To put that increased scope in perspective, a firm trading on a derivatives exchange outside the EEA may still be caught by MiFIR reporting obligations if the underlying instrument is traded on a market in Europe.
The vagaries of national market structure will also broaden the range of assets affected. For example, all the US and Asian equities listed on the unregulated segments of German exchanges will become reportable irrespective of where they are traded – i.e. much more trading on non-EEA exchanges will become reportable under MiFIR simply because many of these stocks are also traded on these MTFs.
Capturing the lot
Fields that have to be completed for a transaction have more than tripled in number, currently up to 81 from MiFID’s 24. As even Tier 1 firms have been fined for transaction reporting failures under MiFID, it is likely that the failure rate will increase considerably as reports become more complex.

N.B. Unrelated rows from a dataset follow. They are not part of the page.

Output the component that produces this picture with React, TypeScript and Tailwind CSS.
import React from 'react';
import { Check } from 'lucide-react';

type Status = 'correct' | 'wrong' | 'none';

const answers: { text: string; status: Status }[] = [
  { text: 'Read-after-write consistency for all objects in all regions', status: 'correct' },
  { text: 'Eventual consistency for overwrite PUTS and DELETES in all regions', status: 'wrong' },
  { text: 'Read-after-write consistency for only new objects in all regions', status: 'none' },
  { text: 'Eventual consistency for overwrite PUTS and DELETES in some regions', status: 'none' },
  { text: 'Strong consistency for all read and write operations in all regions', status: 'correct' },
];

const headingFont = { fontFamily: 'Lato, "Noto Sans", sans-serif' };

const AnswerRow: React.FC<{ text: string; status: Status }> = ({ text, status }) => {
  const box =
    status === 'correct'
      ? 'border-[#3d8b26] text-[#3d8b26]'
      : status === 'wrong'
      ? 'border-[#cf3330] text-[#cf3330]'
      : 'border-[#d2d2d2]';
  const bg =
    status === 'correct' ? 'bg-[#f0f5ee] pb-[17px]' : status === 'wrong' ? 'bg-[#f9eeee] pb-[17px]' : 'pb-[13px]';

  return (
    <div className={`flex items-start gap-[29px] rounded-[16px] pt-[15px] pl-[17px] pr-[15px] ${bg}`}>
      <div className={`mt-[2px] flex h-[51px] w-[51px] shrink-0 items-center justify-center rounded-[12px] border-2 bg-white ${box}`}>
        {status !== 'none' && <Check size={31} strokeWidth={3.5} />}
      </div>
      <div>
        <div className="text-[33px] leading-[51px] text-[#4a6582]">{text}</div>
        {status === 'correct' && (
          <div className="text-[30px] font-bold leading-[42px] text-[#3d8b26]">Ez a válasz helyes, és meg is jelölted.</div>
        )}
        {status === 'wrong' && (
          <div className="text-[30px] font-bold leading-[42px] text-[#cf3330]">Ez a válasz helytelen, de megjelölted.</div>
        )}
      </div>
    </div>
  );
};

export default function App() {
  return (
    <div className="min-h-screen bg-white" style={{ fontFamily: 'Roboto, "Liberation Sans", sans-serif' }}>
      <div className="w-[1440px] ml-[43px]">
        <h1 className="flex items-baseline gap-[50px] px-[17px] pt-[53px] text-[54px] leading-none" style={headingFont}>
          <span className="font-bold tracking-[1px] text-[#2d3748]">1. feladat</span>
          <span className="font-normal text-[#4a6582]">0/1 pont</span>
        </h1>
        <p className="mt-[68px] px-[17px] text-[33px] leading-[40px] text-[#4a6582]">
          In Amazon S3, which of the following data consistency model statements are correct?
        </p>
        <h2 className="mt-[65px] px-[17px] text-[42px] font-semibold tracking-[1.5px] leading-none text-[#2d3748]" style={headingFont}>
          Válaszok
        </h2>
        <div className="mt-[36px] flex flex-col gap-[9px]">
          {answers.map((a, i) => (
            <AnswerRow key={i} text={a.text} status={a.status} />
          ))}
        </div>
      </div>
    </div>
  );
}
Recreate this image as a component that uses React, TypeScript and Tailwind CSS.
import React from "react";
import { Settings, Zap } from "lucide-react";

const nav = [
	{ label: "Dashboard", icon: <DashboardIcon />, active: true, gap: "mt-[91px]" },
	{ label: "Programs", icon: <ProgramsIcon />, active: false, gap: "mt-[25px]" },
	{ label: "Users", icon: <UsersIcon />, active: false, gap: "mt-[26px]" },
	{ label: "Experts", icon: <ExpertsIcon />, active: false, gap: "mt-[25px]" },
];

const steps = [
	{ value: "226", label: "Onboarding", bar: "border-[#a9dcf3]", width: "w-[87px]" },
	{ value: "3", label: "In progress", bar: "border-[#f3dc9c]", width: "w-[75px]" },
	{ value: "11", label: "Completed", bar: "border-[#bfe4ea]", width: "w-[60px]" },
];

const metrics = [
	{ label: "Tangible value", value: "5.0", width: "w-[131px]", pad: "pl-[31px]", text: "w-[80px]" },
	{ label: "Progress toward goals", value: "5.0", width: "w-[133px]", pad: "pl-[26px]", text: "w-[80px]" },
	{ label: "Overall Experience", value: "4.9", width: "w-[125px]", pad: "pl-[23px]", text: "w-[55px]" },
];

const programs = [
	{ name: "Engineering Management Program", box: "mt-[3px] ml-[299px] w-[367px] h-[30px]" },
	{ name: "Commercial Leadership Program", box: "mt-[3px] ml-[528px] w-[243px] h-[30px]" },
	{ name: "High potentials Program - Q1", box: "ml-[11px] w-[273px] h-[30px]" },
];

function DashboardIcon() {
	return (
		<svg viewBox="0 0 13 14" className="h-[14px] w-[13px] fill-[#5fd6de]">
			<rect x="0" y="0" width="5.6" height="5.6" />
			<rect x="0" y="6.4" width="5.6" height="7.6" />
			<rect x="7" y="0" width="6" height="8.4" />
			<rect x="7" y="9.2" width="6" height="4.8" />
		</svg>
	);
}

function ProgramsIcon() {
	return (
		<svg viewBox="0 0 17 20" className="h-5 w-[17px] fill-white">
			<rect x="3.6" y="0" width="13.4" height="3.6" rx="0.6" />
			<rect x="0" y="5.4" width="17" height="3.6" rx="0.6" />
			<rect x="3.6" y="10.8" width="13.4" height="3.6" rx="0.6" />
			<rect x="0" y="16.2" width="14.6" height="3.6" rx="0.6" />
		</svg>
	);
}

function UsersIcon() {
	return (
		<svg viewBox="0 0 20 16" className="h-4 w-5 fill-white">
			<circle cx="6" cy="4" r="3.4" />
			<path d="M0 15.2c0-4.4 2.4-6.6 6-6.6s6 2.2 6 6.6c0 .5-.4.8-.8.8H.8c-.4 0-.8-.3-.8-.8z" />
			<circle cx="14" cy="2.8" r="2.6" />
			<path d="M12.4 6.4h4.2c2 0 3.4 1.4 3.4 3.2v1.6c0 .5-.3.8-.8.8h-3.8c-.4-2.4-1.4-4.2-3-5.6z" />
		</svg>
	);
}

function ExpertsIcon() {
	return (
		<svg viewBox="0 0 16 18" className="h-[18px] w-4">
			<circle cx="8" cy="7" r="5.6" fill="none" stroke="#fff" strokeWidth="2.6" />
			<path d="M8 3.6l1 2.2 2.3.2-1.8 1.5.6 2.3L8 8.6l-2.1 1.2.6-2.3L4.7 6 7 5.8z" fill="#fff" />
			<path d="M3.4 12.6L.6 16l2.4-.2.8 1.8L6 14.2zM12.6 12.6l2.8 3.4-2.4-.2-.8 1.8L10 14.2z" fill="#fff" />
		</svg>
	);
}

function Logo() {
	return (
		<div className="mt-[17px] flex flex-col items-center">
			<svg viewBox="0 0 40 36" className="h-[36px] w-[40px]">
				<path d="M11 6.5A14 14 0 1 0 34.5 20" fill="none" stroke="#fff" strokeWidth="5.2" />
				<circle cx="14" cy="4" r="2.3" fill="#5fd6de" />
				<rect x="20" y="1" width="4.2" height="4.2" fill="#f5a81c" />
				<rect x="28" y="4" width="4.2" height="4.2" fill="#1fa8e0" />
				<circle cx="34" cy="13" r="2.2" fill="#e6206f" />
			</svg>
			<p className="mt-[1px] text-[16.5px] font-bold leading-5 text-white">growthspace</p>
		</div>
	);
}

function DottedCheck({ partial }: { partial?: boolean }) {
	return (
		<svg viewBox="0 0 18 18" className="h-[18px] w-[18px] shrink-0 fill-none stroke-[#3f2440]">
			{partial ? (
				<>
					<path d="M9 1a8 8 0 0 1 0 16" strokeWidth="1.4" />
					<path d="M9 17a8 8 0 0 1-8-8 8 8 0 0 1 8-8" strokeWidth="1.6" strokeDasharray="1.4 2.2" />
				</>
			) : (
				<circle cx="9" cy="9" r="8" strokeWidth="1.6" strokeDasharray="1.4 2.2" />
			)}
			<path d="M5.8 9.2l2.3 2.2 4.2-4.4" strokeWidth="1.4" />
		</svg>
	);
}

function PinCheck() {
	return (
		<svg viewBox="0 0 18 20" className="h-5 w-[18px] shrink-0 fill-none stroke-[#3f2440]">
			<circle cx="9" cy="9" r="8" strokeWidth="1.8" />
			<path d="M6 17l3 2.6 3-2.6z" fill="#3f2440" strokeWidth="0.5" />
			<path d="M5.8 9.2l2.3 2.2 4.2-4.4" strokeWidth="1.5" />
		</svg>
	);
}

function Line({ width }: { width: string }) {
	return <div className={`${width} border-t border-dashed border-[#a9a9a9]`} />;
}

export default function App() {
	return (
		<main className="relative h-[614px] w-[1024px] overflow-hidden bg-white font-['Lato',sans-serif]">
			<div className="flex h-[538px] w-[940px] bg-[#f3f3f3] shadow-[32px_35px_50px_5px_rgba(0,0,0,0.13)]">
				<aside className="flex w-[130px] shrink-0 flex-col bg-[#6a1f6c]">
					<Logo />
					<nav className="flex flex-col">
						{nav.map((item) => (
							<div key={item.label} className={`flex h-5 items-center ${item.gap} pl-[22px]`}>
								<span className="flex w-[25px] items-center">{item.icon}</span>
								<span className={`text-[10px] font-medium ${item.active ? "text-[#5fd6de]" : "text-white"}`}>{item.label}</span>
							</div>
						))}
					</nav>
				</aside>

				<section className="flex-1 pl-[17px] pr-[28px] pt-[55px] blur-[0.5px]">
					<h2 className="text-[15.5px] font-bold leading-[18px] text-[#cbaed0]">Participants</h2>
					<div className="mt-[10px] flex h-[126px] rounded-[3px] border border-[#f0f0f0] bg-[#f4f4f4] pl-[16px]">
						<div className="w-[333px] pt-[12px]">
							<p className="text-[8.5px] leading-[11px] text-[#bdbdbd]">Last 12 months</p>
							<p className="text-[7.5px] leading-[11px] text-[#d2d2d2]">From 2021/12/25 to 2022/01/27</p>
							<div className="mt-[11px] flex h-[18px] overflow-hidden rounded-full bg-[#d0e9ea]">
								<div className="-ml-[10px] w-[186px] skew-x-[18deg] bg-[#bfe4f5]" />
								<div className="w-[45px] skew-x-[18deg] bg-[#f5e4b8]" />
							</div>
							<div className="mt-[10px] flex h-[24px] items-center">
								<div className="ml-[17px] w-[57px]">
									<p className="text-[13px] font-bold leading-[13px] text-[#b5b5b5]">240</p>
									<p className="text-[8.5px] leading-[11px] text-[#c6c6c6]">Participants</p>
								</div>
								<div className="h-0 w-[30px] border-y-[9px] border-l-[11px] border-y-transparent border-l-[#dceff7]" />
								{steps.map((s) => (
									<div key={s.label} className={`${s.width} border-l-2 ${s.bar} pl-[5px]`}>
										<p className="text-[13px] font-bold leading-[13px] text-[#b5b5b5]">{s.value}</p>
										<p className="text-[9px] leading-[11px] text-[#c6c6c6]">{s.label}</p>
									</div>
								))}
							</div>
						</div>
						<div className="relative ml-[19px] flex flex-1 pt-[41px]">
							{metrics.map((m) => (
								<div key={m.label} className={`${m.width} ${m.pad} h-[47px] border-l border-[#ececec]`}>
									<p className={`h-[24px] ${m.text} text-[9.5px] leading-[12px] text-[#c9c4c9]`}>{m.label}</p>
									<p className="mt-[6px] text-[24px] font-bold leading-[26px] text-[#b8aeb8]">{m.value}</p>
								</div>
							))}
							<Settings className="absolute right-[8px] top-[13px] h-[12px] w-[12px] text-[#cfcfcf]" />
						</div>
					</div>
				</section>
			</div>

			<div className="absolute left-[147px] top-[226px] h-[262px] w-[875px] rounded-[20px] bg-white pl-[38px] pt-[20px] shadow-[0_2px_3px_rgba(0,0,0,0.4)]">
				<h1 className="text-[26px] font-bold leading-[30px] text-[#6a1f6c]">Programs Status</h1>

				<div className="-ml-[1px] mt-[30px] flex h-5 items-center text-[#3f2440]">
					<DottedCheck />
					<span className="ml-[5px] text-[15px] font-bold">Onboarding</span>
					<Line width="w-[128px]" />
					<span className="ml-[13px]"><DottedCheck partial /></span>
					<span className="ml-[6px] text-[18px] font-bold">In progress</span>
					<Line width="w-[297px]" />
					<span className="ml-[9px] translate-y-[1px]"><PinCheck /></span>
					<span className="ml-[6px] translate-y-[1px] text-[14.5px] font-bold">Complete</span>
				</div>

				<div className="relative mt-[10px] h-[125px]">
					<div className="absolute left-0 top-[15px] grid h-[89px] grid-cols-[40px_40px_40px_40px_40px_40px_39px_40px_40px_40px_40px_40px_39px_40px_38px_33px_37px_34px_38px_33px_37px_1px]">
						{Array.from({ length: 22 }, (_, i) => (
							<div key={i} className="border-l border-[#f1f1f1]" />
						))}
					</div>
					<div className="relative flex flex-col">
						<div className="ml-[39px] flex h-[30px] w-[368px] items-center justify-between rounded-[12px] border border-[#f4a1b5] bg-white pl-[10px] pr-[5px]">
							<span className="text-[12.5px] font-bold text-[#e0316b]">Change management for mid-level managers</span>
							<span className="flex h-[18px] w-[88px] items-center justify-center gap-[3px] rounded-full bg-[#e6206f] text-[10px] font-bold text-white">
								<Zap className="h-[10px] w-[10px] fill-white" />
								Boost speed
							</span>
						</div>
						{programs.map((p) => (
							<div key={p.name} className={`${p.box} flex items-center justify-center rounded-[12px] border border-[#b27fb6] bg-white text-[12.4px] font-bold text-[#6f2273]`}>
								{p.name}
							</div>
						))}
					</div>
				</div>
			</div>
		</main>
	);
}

The information required is challenging to acquire and in some cases legally challenging to provide. For example, reports must identify the individuals and entities involved; that includes the trader, the client and any algorithm responsible for the investment decision and trade execution.
While the development of Legal Entity Identifiers (LEIs) is simplifying the identification of firms considerably, for individuals identification is tricky. British individuals who are clients or traders will need to be identified by their national insurance numbers and other nationalities will have their own identifiers. The pain doesn’t end with the identifiers as firms may also need to provide the name, date of birth and post code of the individual in addition to the national identifier.
Storing all of that information, even for an Approved Reporting Mechanism (ARM), brings massive data protection issues. It also brings the threat of legal action – countries including South Korea, Luxembourg and Switzerland have laws against disclosing investor identity. Additionally, countries in EU will have issues sending personal information to non-EU EEA countries.
Transactions that take place under a waiver, and transactions for equities and government bonds that are part of a short sale, will need to be flagged up so that regulators can assess their eligibility.
The reporting obligation applies to all investment firms ‘which execute transactions’, and reports must be made on a T+1 basis to the home-state national competent authority (NCA). Buy-side firms placing orders either on their own behalf or for an end investor will therefore need to get this information together and include it within the orders they place, or report them to an ARM or the venue they trade on.
Given the scale of information required and the T+1 timeframe, it seems unlikely that buy-side traders will be able to delegate their reporting to brokers, as they do under the European Market Infrastructure Regulation (EMIR), should they wish to. It may also prove unpalatable given the sensitivity of much of the information.
A shift from the host-state regime to the home-state regime will also mean that many firms will need to report to a different competent authority, for example Deutsche Bank London would no longer report to the UK’s Financial Conduct Authority, but to Germany’s regulator BaFin. If anything the shift in NCA should be the smallest concern since MiFIR harmonises the reporting regime and firms can continue to use the UnaVista ARM to report to any NCA.
The greatest challenge lies in the process of capturing data, populating reports and submitting them. Even the largest firms sometimes fail to fulfil reporting under the simpler MiFID rules; if that is indicative, MiFIR will be a massive challenge.